Jennifer Aniston says while the #MeToo movement has challenged the abuse of power by the high and mighty, there are still many skeletons hidden in their closets that are bound to come out.
The actor said the movement, designed to fight sexual abuse and harassment, has helped to empower women in showbiz and beyond.
"Incredible things have happened in the past couple of years that were long overdue. It's been a very exciting time and you can see the changes regarding women being objectified, and regarding power and positions of power.
"And I feel a lot more will come to the surface because people are doing their homework and digging deep into everybody's underwear drawer," Aniston, 50, told Radio Times magazine.
The actor, who is the daughter of veteran actor John Aniston, admitted she had a "pretty easy time in terms of my experience in the business".
On the issue of pay parity, she said even during "Friends", it was more about everyone getting the right compensation.

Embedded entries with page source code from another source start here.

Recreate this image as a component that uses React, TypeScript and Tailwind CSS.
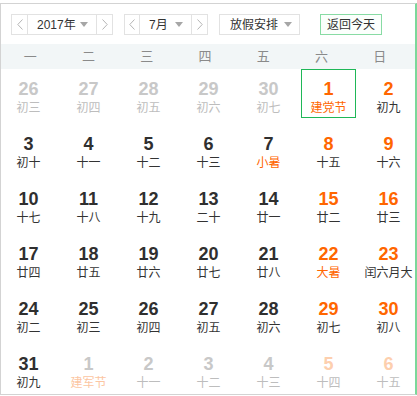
import React from 'react';

type Day = {
  n: number;
  l: string;
  kind?: 'prev' | 'next';
  weekend?: boolean;
  fest?: boolean;
  sel?: boolean;
};

const WEEK = ['一', '二', '三', '四', '五', '六', '日'];

const rows: Day[][] = [
  [
    { n: 26, l: '初三', kind: 'prev' },
    { n: 27, l: '初四', kind: 'prev' },
    { n: 28, l: '初五', kind: 'prev' },
    { n: 29, l: '初六', kind: 'prev' },
    { n: 30, l: '初七', kind: 'prev' },
    { n: 1, l: '建党节', weekend: true, fest: true, sel: true },
    { n: 2, l: '初九', weekend: true },
  ],
  [
    { n: 3, l: '初十' },
    { n: 4, l: '十一' },
    { n: 5, l: '十二' },
    { n: 6, l: '十三' },
    { n: 7, l: '小暑', fest: true },
    { n: 8, l: '十五', weekend: true },
    { n: 9, l: '十六', weekend: true },
  ],
  [
    { n: 10, l: '十七' },
    { n: 11, l: '十八' },
    { n: 12, l: '十九' },
    { n: 13, l: '二十' },
    { n: 14, l: '廿一' },
    { n: 15, l: '廿二', weekend: true },
    { n: 16, l: '廿三', weekend: true },
  ],
  [
    { n: 17, l: '廿四' },
    { n: 18, l: '廿五' },
    { n: 19, l: '廿六' },
    { n: 20, l: '廿七' },
    { n: 21, l: '廿八' },
    { n: 22, l: '大暑', weekend: true, fest: true },
    { n: 23, l: '闰六月大', weekend: true },
  ],
  [
    { n: 24, l: '初二' },
    { n: 25, l: '初三' },
    { n: 26, l: '初四' },
    { n: 27, l: '初五' },
    { n: 28, l: '初六' },
    { n: 29, l: '初七', weekend: true },
    { n: 30, l: '初八', weekend: true },
  ],
  [
    { n: 31, l: '初九' },
    { n: 1, l: '建军节', kind: 'next', fest: true },
    { n: 2, l: '十一', kind: 'next' },
    { n: 3, l: '十二', kind: 'next' },
    { n: 4, l: '十三', kind: 'next' },
    { n: 5, l: '十四', kind: 'next', weekend: true },
    { n: 6, l: '十五', kind: 'next', weekend: true },
  ],
];

const Chevron = ({ dir }: { dir: 'l' | 'r' }) => (
  <svg width="6" height="11" viewBox="0 0 6 11" fill="none">
    <polyline
      points={dir === 'l' ? '5.5,0.5 0.8,5.5 5.5,10.5' : '0.5,0.5 5.2,5.5 0.5,10.5'}
      stroke="#b5b5b5"
      strokeWidth="1"
    />
  </svg>
);

const Caret = () => (
  <svg width="8" height="5" viewBox="0 0 8 5">
    <polygon points="0,0 8,0 4,5" fill="#a6a6a6" />
  </svg>
);

const DayCell = ({ d }: { d: Day }) => {
  let num = 'text-[#2f2f2f]';
  let lun = 'text-[#333]';
  if (d.kind) {
    num = d.weekend ? 'text-[#fdcfae]' : 'text-[#c8c8c8]';
    lun = d.fest ? 'text-[#fcc6a2]' : 'text-[#bdbdbd]';
  } else {
    if (d.weekend) num = 'text-[#ff6600]';
    if (d.fest) lun = 'text-[#ff6600]';
  }
  return (
    <div className="h-[49px] flex flex-col items-center pt-[9px] relative">
      {d.sel && <div className="absolute inset-0 border border-[#1fb757]" />}
      <span className={`text-[18px] leading-[22px] font-bold ${num}`}>{d.n}</span>
      <span className={`text-[12px] leading-[16px] whitespace-nowrap ${lun}`}>{d.l}</span>
    </div>
  );
};

export default function App() {
  return (
    <div
      className="bg-white h-[396px] pt-[3px] text-[#333]"
      style={{ fontFamily: '"Liberation Sans", Arial, "Noto Sans CJK SC", sans-serif' }}
    >
      <div className="h-[392px] border border-[#d3d3d3] border-r-2 border-r-[#7bd89a] overflow-hidden">
        {/* toolbar */}
        <div className="flex items-center h-[21px] mt-[10px] ml-[10px] text-[12px] whitespace-nowrap">
          <div className="flex h-full border border-[#e2e2e2] divide-x divide-[#e2e2e2]">
            <div className="w-[16px] flex items-center justify-center"><Chevron dir="l" /></div>
            <div className="w-[69px] flex items-center pl-[9px] pr-[8px] justify-between">
              <span>2017年</span>
              <Caret />
            </div>
            <div className="w-[15px] flex items-center justify-center"><Chevron dir="r" /></div>
          </div>
          <div className="flex h-full ml-[11px] border border-[#e2e2e2] divide-x divide-[#e2e2e2]">
            <div className="w-[15px] flex items-center justify-center"><Chevron dir="l" /></div>
            <div className="w-[52px] flex items-center pl-[9px] pr-[8px] justify-between">
              <span>7月</span>
              <Caret />
            </div>
            <div className="w-[15px] flex items-center justify-center"><Chevron dir="r" /></div>
          </div>
          <div className="flex items-center justify-between h-full ml-[11px] w-[81px] pl-[10px] pr-[7px] border border-[#e2e2e2]">
            <span>放假安排</span>
            <Caret />
          </div>
          <button className="h-full ml-[20px] w-[62px] border border-[#88dba4] bg-[#fbfffc] text-[12px] text-[#333] flex items-center justify-center">
            返回今天
          </button>
        </div>

        {/* week header */}
        <div className="grid grid-cols-7 h-[25px] mt-[9px] bg-[#f2f6f7] pr-[6px] text-[13px] text-[#8a8a8a]">
          {WEEK.map((w) => (
            <div key={w} className="flex items-center justify-center">{w}</div>
          ))}
        </div>

        {/* days */}
        <div className="grid grid-cols-[repeat(7,55px)] gap-x-[5px] gap-y-[6px]">
          {rows.flat().map((d, i) => (
            <DayCell key={i} d={d} />
          ))}
        </div>
      </div>
    </div>
  );
}
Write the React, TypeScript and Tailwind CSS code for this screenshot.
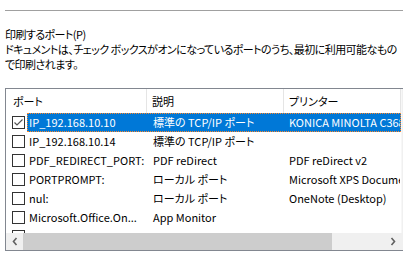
import React from "react";

type Row = { port: string; desc: string; printer: string; checked?: boolean; selected?: boolean };

const rows: Row[] = [
  { port: "IP_192.168.10.10", desc: "標準の TCP/IP ポート", printer: "KONICA MINOLTA C368SeriesPCL", checked: true, selected: true },
  { port: "IP_192.168.10.14", desc: "標準の TCP/IP ポート", printer: "" },
  { port: "PDF_REDIRECT_PORT:", desc: "PDF reDirect", printer: "PDF reDirect v2" },
  { port: "PORTPROMPT:", desc: "ローカル ポート", printer: "Microsoft XPS Document Writer" },
  { port: "nul:", desc: "ローカル ポート", printer: "OneNote (Desktop)" },
  { port: "Microsoft.Office.On...", desc: "App Monitor", printer: "" },
  { port: "", desc: "", printer: "" },
];

function CheckBox({ checked }: { checked?: boolean }) {
  return (
    <div className="w-[13px] h-[13px] border border-[#333333] bg-white shrink-0 flex items-center justify-center">
      {checked && (
        <svg width="11" height="11" viewBox="0 0 11 11">
          <polyline points="1.5,5.5 4,8 9.5,2.5" fill="none" stroke="#555555" strokeWidth="1.2" />
        </svg>
      )}
    </div>
  );
}

function ListRow({ r }: { r: Row }) {
  const sel = !!r.selected;
  return (
    <div className="flex h-[19px] shrink-0">
      <div className="w-[21px] shrink-0 flex items-center pl-[6px]">
        <CheckBox checked={r.checked} />
      </div>
      <div
        className={
          sel
            ? "flex flex-1 min-w-0 border border-dotted border-[#ff8728] bg-[#0078d7] text-white"
            : "flex flex-1 min-w-0 border border-transparent text-black"
        }
      >
        <div className="w-[119px] shrink-0 pl-[1px] whitespace-nowrap overflow-hidden flex items-center">{r.port}</div>
        <div className="w-[137px] shrink-0 pl-[6px] whitespace-nowrap overflow-hidden flex items-center">{r.desc}</div>
        <div className="flex-1 min-w-0 pl-[5px] whitespace-nowrap overflow-hidden flex items-center">{r.printer}</div>
      </div>
    </div>
  );
}

export default function App() {
  return (
    <div
      className="w-[403px] h-[257px] overflow-hidden bg-white text-black text-[11px] [font-feature-settings:'palt']"
      style={{ fontFamily: "'Noto Sans CJK JP', sans-serif" }}
    >
      <div className="pt-[10px] pl-[5px]">
        <div className="h-px w-[398px] bg-[#a0a0a0]" />
      </div>
      <div className="mt-[16px] pl-[5px] leading-[15px] whitespace-nowrap tracking-[-0.55px]">
        <div>印刷するポート(P)</div>
        <div>ドキュメントは、チェック ボックスがオンになっているポートのうち、最初に利用可能なもの</div>
        <div>で印刷されます。</div>
      </div>
      <div className="mt-[16px] ml-[5px] w-[414px] h-[163px] border border-[#828790] flex flex-col">
        <div className="flex h-[144px]">
          <div className="w-[395px] h-[144px] overflow-hidden flex flex-col">
            <div className="flex h-[24px] shrink-0">
              <div className="w-[141px] shrink-0 pl-[7px] border-r border-[#e5e5e5] flex items-center">ポート</div>
              <div className="w-[137px] shrink-0 pl-[5px] border-r border-[#e5e5e5] flex items-center">説明</div>
              <div className="flex-1 pl-[5px] flex items-center border-r border-[#e5e5e5]">プリンター</div>
            </div>
            {rows.map((r, i) => (
              <ListRow key={i} r={r} />
            ))}
          </div>
          <div className="w-[17px] bg-[#f0f0f0] border-l border-[#f7f7f7]" />
        </div>
        <div className="flex h-[17px]">
          <div className="w-[395px] flex bg-[#f0f0f0]">
            <div className="w-[17px] flex items-center justify-center">
              <svg width="6" height="9" viewBox="0 0 6 9">
                <polyline points="4.5,1 1.5,4.5 4.5,8" fill="none" stroke="#606060" strokeWidth="1.6" />
              </svg>
            </div>
            <div className="w-[309px] bg-[#cdcdcd]" />
            <div className="flex-1" />
            <div className="w-[17px] flex items-center justify-center">
              <svg width="6" height="9" viewBox="0 0 6 9">
                <polyline points="1.5,1 4.5,4.5 1.5,8" fill="none" stroke="#606060" strokeWidth="1.6" />
              </svg>
            </div>
          </div>
          <div className="w-[17px] bg-[#f0f0f0]" />
        </div>
      </div>
    </div>
  );
}
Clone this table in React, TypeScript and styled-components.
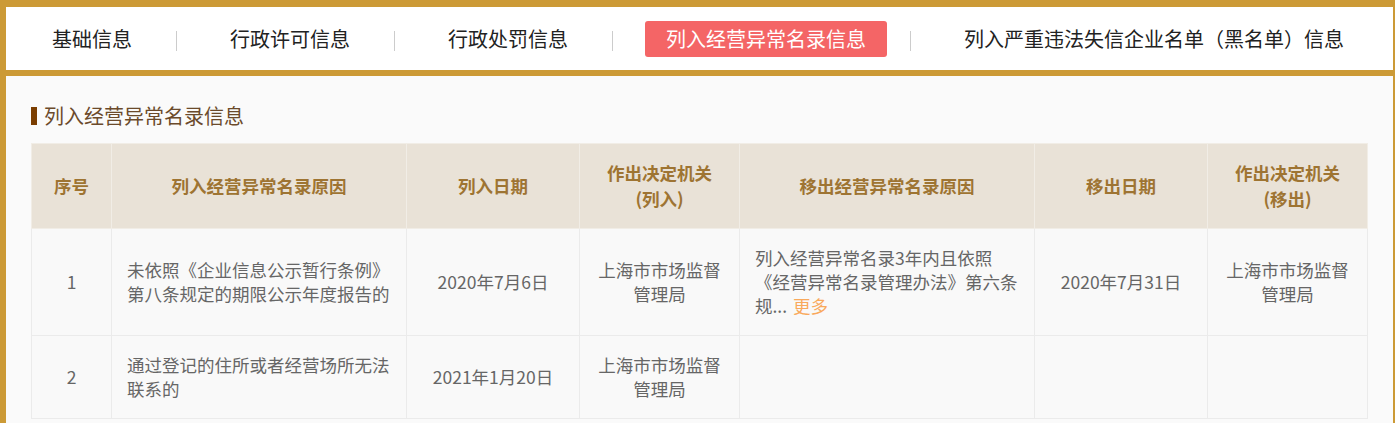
import React from "react";
import styled, { createGlobalStyle } from "styled-components";

const GlobalStyle = createGlobalStyle`
  html, body {
    margin: 0;
    padding: 0;
    background: #ffffff;
  }
  body {
    font-family: "Noto Sans CJK SC", "Noto Sans", sans-serif;
  }
  * { box-sizing: border-box; }
`;

const GOLD = "#cc9a36";

const Frame = styled.div`
  width: 1395px;
  border-top: 7px solid ${GOLD};
  border-left: 6px solid ${GOLD};
  border-right: 2px solid ${GOLD};
  background: #fafafa;
  min-height: 423px;
`;

const Nav = styled.nav`
  height: 63px;
  background: #ffffff;
  border-bottom: 6px solid ${GOLD};
  display: flex;
  align-items: center;
  padding-left: 25px;
  box-sizing: content-box;
`;

const Tab = styled.div<{ $active?: boolean }>`
  height: 36px;
  padding: 0 21px;
  display: flex;
  align-items: center;
  font-size: 20px;
  line-height: 36px;
  white-space: nowrap;
  border-radius: 3px;
  color: ${(p) => (p.$active ? "#ffffff" : "#222222")};
  background: ${(p) => (p.$active ? "#f46566" : "transparent")};
`;

const Sep = styled.span`
  width: 1px;
  height: 20px;
  background: #cccccc;
  margin: 4px 32px 0 23px;
`;

const Content = styled.section`
  padding: 28px 26px 20px 25px;
`;

const Title = styled.h3`
  margin: 0 0 15px;
  display: flex;
  align-items: center;
  gap: 7px;
  font-size: 20px;
  font-weight: normal;
  line-height: 24px;
  color: #6b4a2b;
  &::before {
    content: "";
    width: 6px;
    height: 18px;
    background: #7a3d00;
  }
`;

const Table = styled.table`
  width: 1336px;
  border-collapse: collapse;
  table-layout: fixed;
`;

const Th = styled.th`
  background: #e9e2d7;
  color: #9e7432;
  font-size: 17.5px;
  font-weight: bold;
  line-height: 26px;
  padding: 16px 8px;
  text-align: center;
  border: 1px solid #f1ede6;
  height: 84px;
`;

const Td = styled.td<{ $left?: boolean }>`
  color: #666666;
  font-size: 17.5px;
  line-height: 24px;
  padding: 17px 15px;
  text-align: ${(p) => (p.$left ? "left" : "center")};
  border: 1px solid #ebebeb;
  background: #f9f9f9;
`;

const More = styled.a`
  color: #f9a95c;
  text-decoration: none;
  margin-left: 6px;
  cursor: pointer;
`;

const tabs = [
  "基础信息",
  "行政许可信息",
  "行政处罚信息",
  "列入经营异常名录信息",
  "列入严重违法失信企业名单（黑名单）信息",
];

const widths = [80, 295, 173, 160, 295, 173, 160];

export default function App() {
  return (
    <>
      <GlobalStyle />
      <Frame>
        <Nav>
          {tabs.map((t, i) => (
            <React.Fragment key={t}>
              {i > 0 && <Sep />}
              <Tab $active={i === 3}>{t}</Tab>
            </React.Fragment>
          ))}
        </Nav>
        <Content>
          <Title>列入经营异常名录信息</Title>
          <Table>
            <colgroup>
              {widths.map((w, i) => (
                <col key={i} style={{ width: w }} />
              ))}
            </colgroup>
            <thead>
              <tr>
                <Th>序号</Th>
                <Th>列入经营异常名录原因</Th>
                <Th>列入日期</Th>
                <Th>
                  作出决定机关
                  <br />
                  (列入)
                </Th>
                <Th>移出经营异常名录原因</Th>
                <Th>移出日期</Th>
                <Th>
                  作出决定机关
                  <br />
                  (移出)
                </Th>
              </tr>
            </thead>
            <tbody>
              <tr>
                <Td>1</Td>
                <Td $left>未依照《企业信息公示暂行条例》第八条规定的期限公示年度报告的</Td>
                <Td>2020年7月6日</Td>
                <Td>上海市市场监督管理局</Td>
                <Td $left>
                  列入经营异常名录3年内且依照
                  <br />
                  《经营异常名录管理办法》第六条
                  <br />
                  规...<More>更多</More>
                </Td>
                <Td>2020年7月31日</Td>
                <Td>上海市市场监督管理局</Td>
              </tr>
              <tr>
                <Td>2</Td>
                <Td $left>通过登记的住所或者经营场所无法联系的</Td>
                <Td>2021年1月20日</Td>
                <Td>上海市市场监督管理局</Td>
                <Td $left></Td>
                <Td></Td>
                <Td></Td>
              </tr>
            </tbody>
          </Table>
        </Content>
      </Frame>
    </>
  );
}
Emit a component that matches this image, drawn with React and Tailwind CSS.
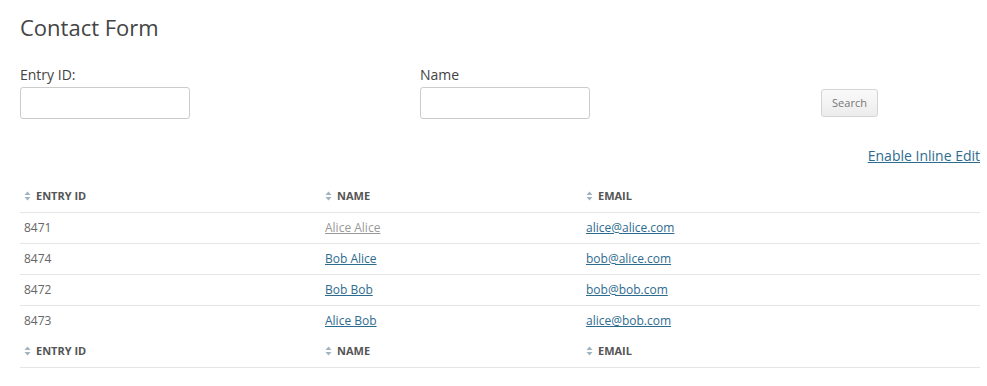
const rows = [
  { id: "8471", name: "Alice Alice", email: "alice@alice.com", visited: true },
  { id: "8474", name: "Bob Alice", email: "bob@alice.com" },
  { id: "8472", name: "Bob Bob", email: "bob@bob.com" },
  { id: "8473", name: "Alice Bob", email: "alice@bob.com" },
];

function SortIcon() {
  return (
    <svg width="7" height="10" viewBox="0 0 7 10" className="inline-block mr-[5px] -mt-[2px]">
      <path d="M3.5 0.5 L6.5 4 L0.5 4 Z" fill="#9fb4c3" />
      <path d="M3.5 9.5 L6.5 6 L0.5 6 Z" fill="#9fb4c3" />
    </svg>
  );
}

function HeaderRow() {
  return (
    <tr className="border-b border-[#e5e5e5]">
      <th className="h-[31px] pl-[4px] text-left text-[11px] font-bold uppercase text-[#555] w-[301px]">
        <SortIcon />Entry ID
      </th>
      <th className="h-[31px] pl-[4px] text-left text-[11px] font-bold uppercase text-[#555] w-[261px]">
        <SortIcon />Name
      </th>
      <th className="h-[31px] pl-[4px] text-left text-[11px] font-bold uppercase text-[#555]">
        <SortIcon />Email
      </th>
    </tr>
  );
}

export default function App() {
  return (
    <div className="bg-white min-h-[386px] pl-[20px] pr-[7px] pt-[13px] font-['Open_Sans',sans-serif] text-[#555]">
      <h1 className="text-[22px] leading-[28px] text-[#444]">Contact Form</h1>

      <div className="flex items-end mt-[24px]">
        <div className="w-[400px]">
          <label className="block text-[14px] leading-[20px] text-[#444] mb-[2px]">Entry ID:</label>
          <input className="block w-[170px] h-[32px] border border-[#ccc] rounded-[3px]" />
        </div>
        <div className="w-[401px]">
          <label className="block text-[14px] leading-[20px] text-[#444] mb-[2px]">Name</label>
          <input className="block w-[170px] h-[32px] border border-[#ccc] rounded-[3px]" />
        </div>
        <button className="w-[57px] h-[28px] mb-[2px] border border-[#d4d4d4] rounded-[3px] bg-gradient-to-b from-[#fafafa] to-[#ececec] text-[11px] text-[#777]">
          Search
        </button>
      </div>

      <div className="flex justify-end mt-[27px]">
        <a href="#" className="text-[14px] leading-[20px] text-[#2d6b8f] underline">Enable Inline Edit</a>
      </div>

      <table className="w-full mt-[15px] border-collapse">
        <thead>
          <HeaderRow />
        </thead>
        <tbody>
          {rows.map((r, i) => (
            <tr key={r.id} className={i < rows.length - 1 ? "border-b border-[#e5e5e5]" : ""}>
              <td className="h-[31px] pl-[4px] text-[12px] text-[#666]">{r.id}</td>
              <td className="h-[31px] pl-[4px] text-[12px]">
                <a href="#" className={r.visited ? "underline text-[#999]" : "underline text-[#2d6b8f]"}>{r.name}</a>
              </td>
              <td className="h-[31px] pl-[4px] text-[12px]">
                <a href="#" className="underline text-[#2d6b8f]">{r.email}</a>
              </td>
            </tr>
          ))}
        </tbody>
        <tfoot>
          <HeaderRow />
        </tfoot>
      </table>
    </div>
  );
}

"Even back on ''Friends'', it wasn't so much about women being paid the same as men - some of the women were being paid more. It was more about, ''We''re doing equal work and we all deserve to be compensated in the same way''.
"I wouldn't feel good going to work knowing someone was getting X amount and I was getting something greater," she added.
Aniston is set to return to the small screen with Apple TV's "The Morning Show", set in the backdrop of a morning talk show host's (Steve Carrell) firing after a series of accusations surface against him. She is also executive producing the show with co-star Reese Witherspoon.
The series also stars Gugu Mbatha, Billy Crudup and Mark Duplass.